Dataset extract »

☆ ☆ ☆ ☆

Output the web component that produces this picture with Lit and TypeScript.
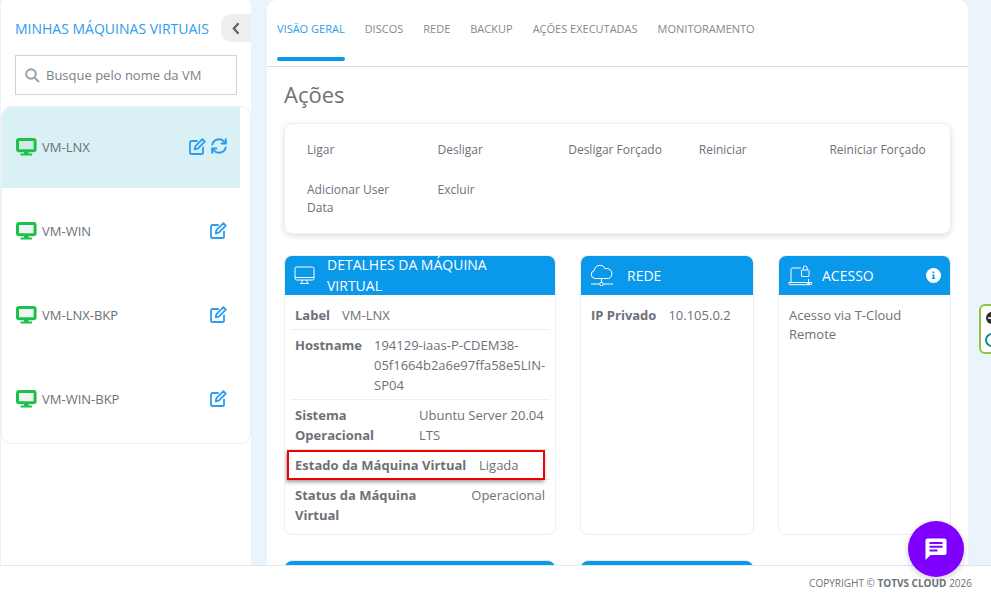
import { LitElement, html, css, svg } from 'lit';
import { customElement } from 'lit/decorators.js';

const vmIcon = html`<svg class="vm-icon" width="21" height="18" viewBox="0 0 21 18">
  <rect x="1.5" y="1.5" width="17.6" height="11.2" rx="1.5" fill="rgba(190,215,205,0.25)" stroke="#1fc04a" stroke-width="3"/>
  <rect x="4.5" y="15.4" width="11.6" height="2.2" rx="0.6" fill="#1fc04a"/>
  <rect x="8" y="13" width="4.6" height="3" fill="#1fc04a"/>
</svg>`;

const editIcon = html`<svg width="17" height="17" viewBox="0 0 17 17" fill="none" stroke="#2a9df0" stroke-width="1.8" stroke-linejoin="round" stroke-linecap="round">
  <path d="M8 3H2.6A1.6 1.6 0 0 0 1 4.6v9.8A1.6 1.6 0 0 0 2.6 16h9.8a1.6 1.6 0 0 0 1.6-1.6V9.5"/>
  <path d="M13.4 1.2l2.4 2.4-7 7-3.1.7.7-3.1z"/>
</svg>`;

const syncIcon = html`<svg width="16" height="16" viewBox="0 0 16 16" fill="none" stroke="#2a9df0" stroke-width="2" stroke-linecap="round" stroke-linejoin="round">
  <path d="M1.3 6.6A6.9 6.9 0 0 1 13.4 3.8l1.2 1.4"/>
  <path d="M14.8 1.3v4.2h-4.2"/>
  <path d="M14.7 9.4A6.9 6.9 0 0 1 2.6 12.2l-1.2-1.4"/>
  <path d="M1.2 14.7v-4.2h4.2"/>
</svg>`;

const detailsIcon = svg`<rect x="1" y="1" width="19" height="13" rx="1.5"/><path d="M1 11.5h19M8.5 14l-.8 3M12.5 14l.8 3M6 17.5h9"/>`;
const cloudIcon = svg`<path d="M6 14.5H5a4 4 0 0 1-.6-7.9A5.5 5.5 0 0 1 15 4.8a4.9 4.9 0 0 1 3.6 9.7H6z"/><path d="M11.5 14.5v4M1 20h8.5M13.5 20H23"/><circle cx="11.5" cy="20" r="1.8"/>`;
const laptopIcon = svg`<path d="M3 17V4.5A1.5 1.5 0 0 1 4.5 3H13M20.5 14v3"/><path d="M.8 17.5h23v1.2a1 1 0 0 1-1 1H1.8a1 1 0 0 1-1-1z"/><rect x="13.5" y="5" width="7.5" height="6.5" rx=".6"/><path d="M15.2 5V3a2 2 0 0 1 4 0v2M19 18.6h3"/>`;

interface Row { label: string; value: string; labelWidth: number; right?: boolean; marked?: boolean; }

const ROWS: Row[] = [
  { label: 'Label', value: 'VM-LNX', labelWidth: 47 },
  { label: 'Hostname', value: '194129-iaas-P-CDEM38-05f1664b2a6e97ffa58e5LIN-SP04', labelWidth: 79 },
  { label: 'Sistema Operacional', value: 'Ubuntu Server 20.04 LTS', labelWidth: 124 },
  { label: 'Estado da Máquina Virtual', value: 'Ligada', labelWidth: 184, marked: true },
  { label: 'Status da Máquina Virtual', value: 'Operacional', labelWidth: 140, right: true },
];

const ACTIONS = ['Ligar', 'Desligar', 'Desligar Forçado', 'Reiniciar', 'Reiniciar Forçado', 'Adicionar User Data', 'Excluir'];
const TABS = ['Visão Geral', 'Discos', 'Rede', 'Backup', 'Ações Executadas', 'Monitoramento'];
const VMS = ['VM-LNX', 'VM-WIN', 'VM-LNX-BKP', 'VM-WIN-BKP'];

@customElement('app-root')
export class AppRoot extends LitElement {
  static styles = css`
    :host {
      display: block;
      position: relative;
      width: 991px;
      height: 599px;
      overflow: hidden;
      background: #ebf3fb;
      font-family: 'Open Sans', sans-serif;
      color: #6c7178;
    }
    * { box-sizing: border-box; }

    .page { display: flex; height: 565px; overflow: hidden; padding-left: 1px; gap: 16px; }

    .sidebar {
      width: 250px;
      height: 580px;
      margin-top: -4px;
      background: #fff;
      border-radius: 10px;
      padding-top: 4px;
      flex: none;
    }
    .side-head { display: flex; align-items: center; justify-content: space-between; height: 55px; padding-left: 14px; padding-top: 1px; }
    .side-title { font-size: 14px; color: #2f9cec; white-space: nowrap; }
    .collapse {
      width: 30px; height: 28px;
      background: #eeeeee;
      border-radius: 10px 0 0 10px;
      display: flex; align-items: center; justify-content: center;
    }
    .search {
      margin-left: 14px;
      width: 222px; height: 40px;
      border: 1px solid #cdd3da;
      display: flex; align-items: center; gap: 6px;
      padding-left: 9px;
      font-size: 13px;
      color: #7b8087;
    }
    .vm-list {
      margin-top: 11px;
      width: 250px;
      height: 338px;
      border: 1px solid #eeeeee;
      border-radius: 10px;
      padding-top: 1px;
    }
    .vm {
      display: flex; align-items: center;
      height: 84px;
      padding: 0 13px 0 14px;
      font-size: 13px;
      gap: 5px;
      width: 238px;
    }
    .vm.active { background: #d9f0f5; height: 81px; padding-bottom: 1px; border-radius: 10px 0 0 0; margin-top: -1px; }
    .vm.active + .vm { margin-top: 1px; }
    .vm-icon { flex: none; margin-top: -1px; }
    .vm-name { flex: 1; }
    .vm-actions { display: flex; gap: 5px; align-items: center; margin-top: -2px; }

    .main {
      width: 701px;
      height: 600px;
      background: #fff;
      border-radius: 10px;
      flex: none;
    }
    .tabs { display: flex; gap: 20px; height: 67px; padding: 20px 0 0 10px; border-bottom: 1px solid #d5dce4; }
    .tab { font-size: 11px; line-height: 18px; color: #85898f; text-transform: uppercase; white-space: nowrap; }
    .tab.active { color: #2f9cec; }
    .tab-bar { height: 4px; margin-top: 19px; border-radius: 2px; background: #0a98ea; }

    .content { padding: 0 17px; }
    h2 { margin: 0; font-size: 22px; font-weight: 400; line-height: 30px; padding-top: 12px; height: 56px; color: #6c7178; }

    .actions {
      display: grid;
      grid-template-columns: repeat(5, 1fr);
      align-content: start;
      height: 111px;
      padding: 6px 6px 0;
      border: 1px solid #eeeeee;
      border-radius: 8px;
      box-shadow: 0 2px 6px rgba(0, 0, 0, 0.13);
    }
    .action { font-size: 12px; line-height: 18px; padding: 11px 16px; }

    .cards { display: grid; grid-template-columns: 272px 174px 173px; column-gap: 24px; row-gap: 25px; margin-top: 21px; }
    .card { height: 280px; border: 1px solid #eceef0; border-radius: 8px; overflow: hidden; }
    .card-head {
      display: flex; align-items: center;
      height: 40px;
      margin: -1px -1px 0;
      background: #0a98ea;
      color: #fff;
      font-size: 14px;
      line-height: 21px;
      text-transform: uppercase;
      padding: 0 10px;
    }
    .card-head svg.line { flex: none; fill: none; stroke: #fff; stroke-width: 1; }
    .card-title { flex: 1; padding-right: 10px; }
    .card-body { padding: 5px 5px; font-size: 13px; line-height: 20px; }
    .row { position: relative; display: flex; padding: 5px 3px 4px 5px; border-bottom: 1px solid #eeeeee; }
    .row:last-child { border-bottom: none; }
    .row b { flex: none; font-weight: 700; padding-right: 12px; }
    .row span { flex: 1; overflow-wrap: anywhere; }
    .row span.right { text-align: right; padding-right: 2px; }
    .mark {
      position: absolute;
      left: -3px; right: 5px; top: 0; bottom: -1px;
      border: 2px solid #f00000;
      box-shadow: -1px 2px 4px rgba(0, 0, 0, 0.4);
      pointer-events: none;
    }
    .plain { display: flex; padding: 5px; }
    .plain b { font-weight: 700; padding-right: 12px; }
    .note { padding: 6px 5px 5px; line-height: 19px; }

    .footer {
      height: 34px;
      background: #fff;
      border-top: 1px solid #e4e6e8;
      display: flex; justify-content: flex-end; align-items: center;
      padding-right: 19px;
      font-size: 10px;
      color: #6c7178;
    }
    .chat {
      position: absolute;
      left: 908px; top: 521px;
      width: 56px; height: 56px;
      border-radius: 50%;
      background: #8000ff;
      box-shadow: 0 2px 6px rgba(0, 0, 0, 0.2);
      display: flex; align-items: center; justify-content: center;
    }
    .widget {
      position: absolute;
      left: 979px; top: 304px;
      width: 30px; height: 50px;
      border: 2px solid #8cc63f;
      border-radius: 6px;
      background: #fff;
      padding: 3px 0 0 4px;
    }
  `;

  renderRow(r: Row) {
    return html`<div class="row">
      <b style="width:${r.labelWidth}px">${r.label}</b>
      <span class=${r.right ? 'right' : ''}>${r.value}</span>
      ${r.marked ? html`<div class="mark"></div>` : ''}
    </div>`;
  }

  render() {
    return html`
      <div class="page">
        <aside class="sidebar">
          <div class="side-head">
            <div class="side-title">MINHAS MÁQUINAS VIRTUAIS</div>
            <div class="collapse">
              <svg width="8" height="13" viewBox="0 0 8 13" fill="none" stroke="#5f6368" stroke-width="2.2"><path d="M6.5 1.2L1.8 6.5l4.7 5.3"/></svg>
            </div>
          </div>
          <div class="search">
            <svg width="15" height="15" viewBox="0 0 15 15" fill="none" stroke="#9a9fa5" stroke-width="2"><circle cx="6" cy="6" r="4.8"/><path d="M9.6 9.6L14 14"/></svg>
            Busque pelo nome da VM
          </div>
          <div class="vm-list">
            ${VMS.map((vm, i) => html`<div class="vm ${i === 0 ? 'active' : ''}">
              ${vmIcon}
              <div class="vm-name">${vm}</div>
              <div class="vm-actions">${editIcon}${i === 0 ? syncIcon : ''}</div>
            </div>`)}
          </div>
        </aside>

        <main class="main">
          <nav class="tabs">
            ${TABS.map((t, i) => html`<div class="tab ${i === 0 ? 'active' : ''}">
              ${t}${i === 0 ? html`<div class="tab-bar"></div>` : ''}
            </div>`)}
          </nav>
          <div class="content">
            <h2>Ações</h2>
            <div class="actions">
              ${ACTIONS.map(a => html`<div class="action">${a}</div>`)}
            </div>
            <div class="cards">
              <section class="card">
                <div class="card-head">
                  <svg class="line" width="21" height="18" viewBox="0 0 21 18" style="margin-right:12px">${detailsIcon}</svg>
                  <div class="card-title">Detalhes da Máquina Virtual</div>
                </div>
                <div class="card-body">${ROWS.map(r => this.renderRow(r))}</div>
              </section>
              <section class="card">
                <div class="card-head">
                  <svg class="line" width="24" height="22" viewBox="0 0 24 22" style="margin-right:13px">${cloudIcon}</svg>
                  <div class="card-title">Rede</div>
                </div>
                <div class="card-body"><div class="plain"><b>IP Privado</b><span>10.105.0.2</span></div></div>
              </section>
              <section class="card">
                <div class="card-head">
                  <svg class="line" width="25" height="21" viewBox="0 0 25 21" style="margin-right:9px">${laptopIcon}</svg>
                  <div class="card-title">Acesso</div>
                  <svg width="15" height="15" viewBox="0 0 15 15"><circle cx="7.5" cy="7.5" r="7.5" fill="#fff"/><rect x="6.6" y="3.6" width="1.8" height="1.7" fill="#0a98ea"/><path d="M6.1 6.4h2.3v3.6h.8v1H5.9v-1h.8V7.4h-.6z" fill="#0a98ea"/></svg>
                </div>
                <div class="card-body"><div class="note">Acesso via T-Cloud Remote</div></div>
              </section>
              <section class="card"><div class="card-head"></div></section>
              <section class="card"><div class="card-head"></div></section>
            </div>
          </div>
        </main>
      </div>

      <footer class="footer"><div>COPYRIGHT © <strong>TOTVS CLOUD</strong> 2026</div></footer>

      <div class="widget">
        <svg width="10" height="44" viewBox="0 0 10 44">
          <circle cx="7" cy="9" r="6" fill="#2b2b2b"/>
          <path d="M3 9h8" stroke="#fff" stroke-width="1.6"/>
          <circle cx="7" cy="31" r="6" fill="none" stroke="#0f8a8f" stroke-width="2"/>
        </svg>
      </div>

      <div class="chat">
        <svg width="24" height="24" viewBox="0 0 24 24">
          <path fill="#fff" d="M3.5 1.5h17a2 2 0 0 1 2 2V16a2 2 0 0 1-2 2H6.5L1.5 23V3.5a2 2 0 0 1 2-2z"/>
          <path stroke="#8000ff" stroke-width="2" d="M5.5 6h13M5.5 9.8h13M5.5 13.5h8"/>
        </svg>
      </div>
    `;
  }
}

☆ ☆ ☆ ☆

Exercise details » The lines from the start of the data through the line that contains "string; value: string;" are to be returned exactly, please, with both ends included and every picture left out.

Result »
Output the web component that produces this picture with Lit and TypeScript.
import { LitElement, html, css, svg } from 'lit';
import { customElement } from 'lit/decorators.js';

const vmIcon = html`<svg class="vm-icon" width="21" height="18" viewBox="0 0 21 18">
  <rect x="1.5" y="1.5" width="17.6" height="11.2" rx="1.5" fill="rgba(190,215,205,0.25)" stroke="#1fc04a" stroke-width="3"/>
  <rect x="4.5" y="15.4" width="11.6" height="2.2" rx="0.6" fill="#1fc04a"/>
  <rect x="8" y="13" width="4.6" height="3" fill="#1fc04a"/>
</svg>`;

const editIcon = html`<svg width="17" height="17" viewBox="0 0 17 17" fill="none" stroke="#2a9df0" stroke-width="1.8" stroke-linejoin="round" stroke-linecap="round">
  <path d="M8 3H2.6A1.6 1.6 0 0 0 1 4.6v9.8A1.6 1.6 0 0 0 2.6 16h9.8a1.6 1.6 0 0 0 1.6-1.6V9.5"/>
  <path d="M13.4 1.2l2.4 2.4-7 7-3.1.7.7-3.1z"/>
</svg>`;

const syncIcon = html`<svg width="16" height="16" viewBox="0 0 16 16" fill="none" stroke="#2a9df0" stroke-width="2" stroke-linecap="round" stroke-linejoin="round">
  <path d="M1.3 6.6A6.9 6.9 0 0 1 13.4 3.8l1.2 1.4"/>
  <path d="M14.8 1.3v4.2h-4.2"/>
  <path d="M14.7 9.4A6.9 6.9 0 0 1 2.6 12.2l-1.2-1.4"/>
  <path d="M1.2 14.7v-4.2h4.2"/>
</svg>`;

const detailsIcon = svg`<rect x="1" y="1" width="19" height="13" rx="1.5"/><path d="M1 11.5h19M8.5 14l-.8 3M12.5 14l.8 3M6 17.5h9"/>`;
const cloudIcon = svg`<path d="M6 14.5H5a4 4 0 0 1-.6-7.9A5.5 5.5 0 0 1 15 4.8a4.9 4.9 0 0 1 3.6 9.7H6z"/><path d="M11.5 14.5v4M1 20h8.5M13.5 20H23"/><circle cx="11.5" cy="20" r="1.8"/>`;
const laptopIcon = svg`<path d="M3 17V4.5A1.5 1.5 0 0 1 4.5 3H13M20.5 14v3"/><path d="M.8 17.5h23v1.2a1 1 0 0 1-1 1H1.8a1 1 0 0 1-1-1z"/><rect x="13.5" y="5" width="7.5" height="6.5" rx=".6"/><path d="M15.2 5V3a2 2 0 0 1 4 0v2M19 18.6h3"/>`;

interface Row { label: string; value: string; labelWidth: number; right?: boolean; marked?: boolean; }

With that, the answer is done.